The underlying cause of the problem is now understood: The test writes binary data to a file handle (STDOUT/STDERR) without switching it to binary mode first (with binmode()
), which implicitly leaves the handle in text mode. Thus (re-)encoding happens on some platforms.
Meanwhile, the DBI issue I mentioned above did turn out to be a very similar problem. A patch adding the missing binmode()
calls was applied (perl5-dbi/dbi#32) and has been working fine since DBI 1.635 (released in April 2016).
That said, if someone wants to patch the module (not the test) to make it actually do the right thing here, I would happily apply such a patch. I'm not sure exactly what the right thing is or why it breaks though. I'm guessing there some sort of double encoding issue going on.

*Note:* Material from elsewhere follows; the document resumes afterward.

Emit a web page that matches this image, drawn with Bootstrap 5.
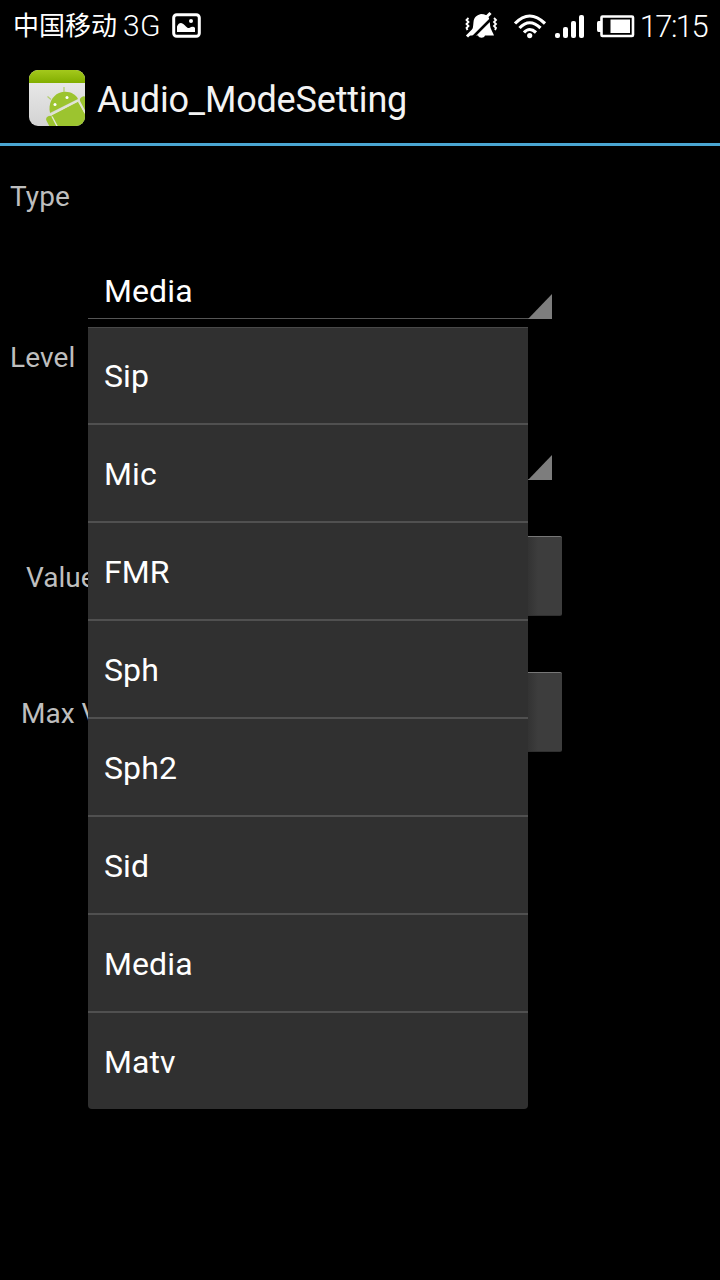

Hard to do without breaking the existing documented behavior:
utf8 (0 or 1)
If this is true, then the output will be encoded using the UTF-8 encoding. If you have already applied an encoding layer to the relevant filehandle, "STDOUT" or "STDERR", then your output will end up double-encoded if this is true.
This defaults to false.
Morally, the right thing to do is to call binmode(STDOUT)
or binmode(STDERR)
in Log::Dispatch::Screen if utf8
mode is enabled because then the module tries to write binary data to a handle, so the handle better be in binary mode.
Also, this is testing a "utf8" option that you would want to not pass if you set this global env var in all your code. So maybe just a doc patch?
It's an environment variable, so people set it in their environment, not in code. In particular, this issue affects third-party applications that use Log::Dispatch internally, not just my own code.
Would you be willing to accept a patch that calls binmode
in Log::Dispatch::Screen? If not, I feel the right thing to do is document that setting utf8 => 1
with Log::Dispatch::Screen requires the programmer to call binmode
manually beforehand in any code that uses the option (and then do just that in t/screen.t).